Adrian Heathfield has approached this work and its artist with reverence, making only those poetic interrogations and allusions that are necessary, offering us conversations that we have longed for but never imagined would be possible, so that we can hear the language and philosophical discourse within which Hsieh himself understands the work. The intent of the pieces appears intact, allowed to exist in its emptiness and silence, still elusive even after so much has been said. He has created a frame for the documentation of Hsieh's work and all the elements of its process—a safe holding environment—where the work can rest, where the artist's actions as well as his words about them become the centerpiece and where writers like myself, and other artists can attempt to think around the edges, hoping to respond creatively and not invasively, commenting on the work's echo and reverberations—carefully moving it out past itself. Thus an intentional community has been formed around this fundamentally solitary project of Hsieh's life and work.
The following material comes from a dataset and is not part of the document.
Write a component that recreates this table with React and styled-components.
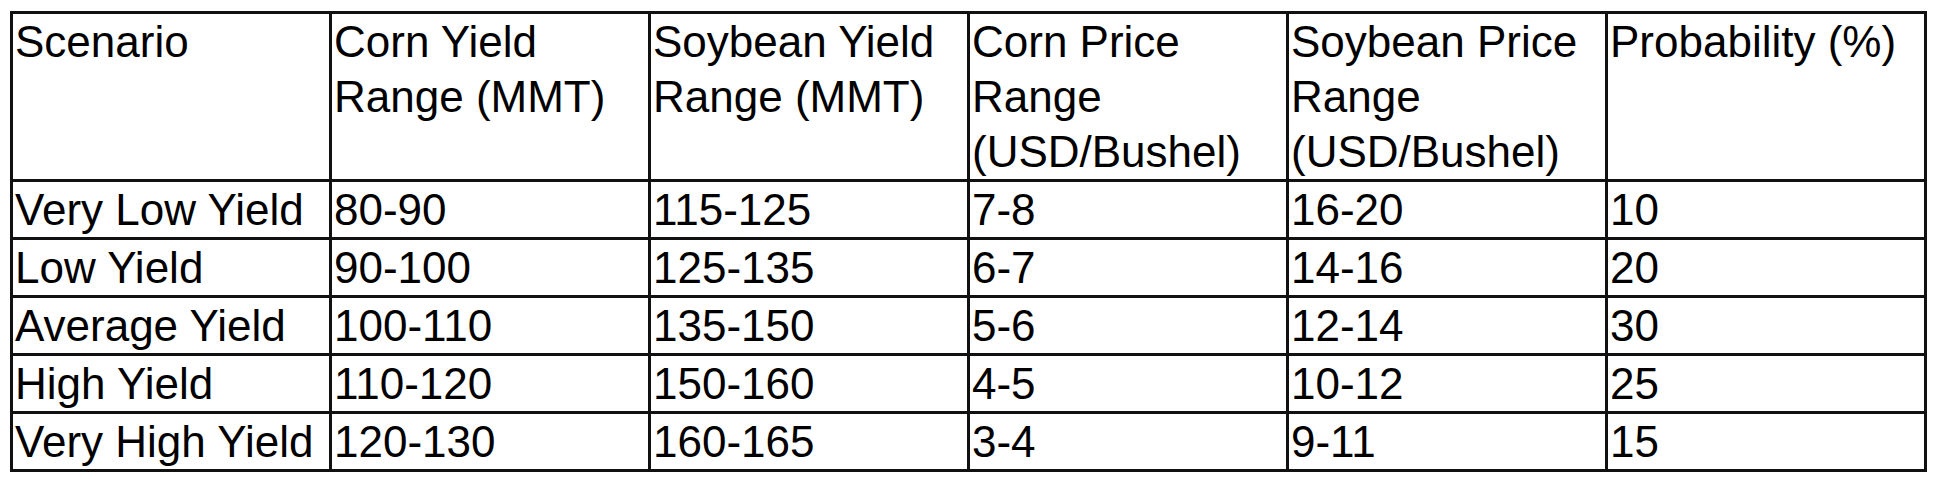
import styled, { createGlobalStyle } from "styled-components";

const COLUMNS = [
  "Scenario",
  "Corn Yield Range (MMT)",
  "Soybean Yield Range (MMT)",
  "Corn Price Range (USD/Bushel)",
  "Soybean Price Range (USD/Bushel)",
  "Probability (%)",
];

const ROWS = [
  ["Very Low Yield", "80-90", "115-125", "7-8", "16-20", "10"],
  ["Low Yield", "90-100", "125-135", "6-7", "14-16", "20"],
  ["Average Yield", "100-110", "135-150", "5-6", "12-14", "30"],
  ["High Yield", "110-120", "150-160", "4-5", "10-12", "25"],
  ["Very High Yield", "120-130", "160-165", "3-4", "9-11", "15"],
];

const GlobalStyle = createGlobalStyle`
  body {
    margin: 0;
    background: #ffffff;
    font-family: "Liberation Sans", Arial, sans-serif;
  }
`;

export default function App() {
  return (
    <>
      <GlobalStyle />
      <Wrap>
        <Table>
          <colgroup>
            {COLUMNS.map((c) => (
              <Col key={c} />
            ))}
          </colgroup>
          <thead>
            <tr>
              {COLUMNS.map((c) => (
                <HeadCell key={c}>{c}</HeadCell>
              ))}
            </tr>
          </thead>
          <tbody>
            {ROWS.map((r) => (
              <tr key={r[0]}>
                {r.map((v, i) => (
                  <Cell key={i}>{v}</Cell>
                ))}
              </tr>
            ))}
          </tbody>
        </Table>
      </Wrap>
    </>
  );
}

const Wrap = styled.div`
  padding: 11px 0 0 10px;
`;

const Table = styled.table`
  border-collapse: collapse;
  table-layout: fixed;
  width: 1917px;
  border: 3px solid #111;
  color: #000;
  font-size: 44px;
  line-height: 55px;
`;

const Col = styled.col`
  width: 319px;
`;

const HeadCell = styled.th`
  border: 3px solid #111;
  padding: 0 2px;
  text-align: left;
  vertical-align: top;
  font-weight: 400;
`;

const Cell = styled.td`
  border: 3px solid #111;
  padding: 0 2px;
  text-align: left;
  vertical-align: top;
  white-space: nowrap;
`;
While the book has created a mental event to mirror Hsieh's material events, it also chronicles Hsieh's own evolution away from that materiality. When understood as a site of production, the work appears to demonstrate Hsieh's greater and greater unity of the self until, finally, he appears to have no need to present the self, reflected through projects at all. And so, in the last work, "Thirteen-Year Plan," where art time and historical time finally converge, the self is presented without persona. No longer hungry for recognition of its capacity to endure deprivation, the world of the self, his self, is now stilled and distilled, "kept alive," and sincerely grateful to have achieved just this.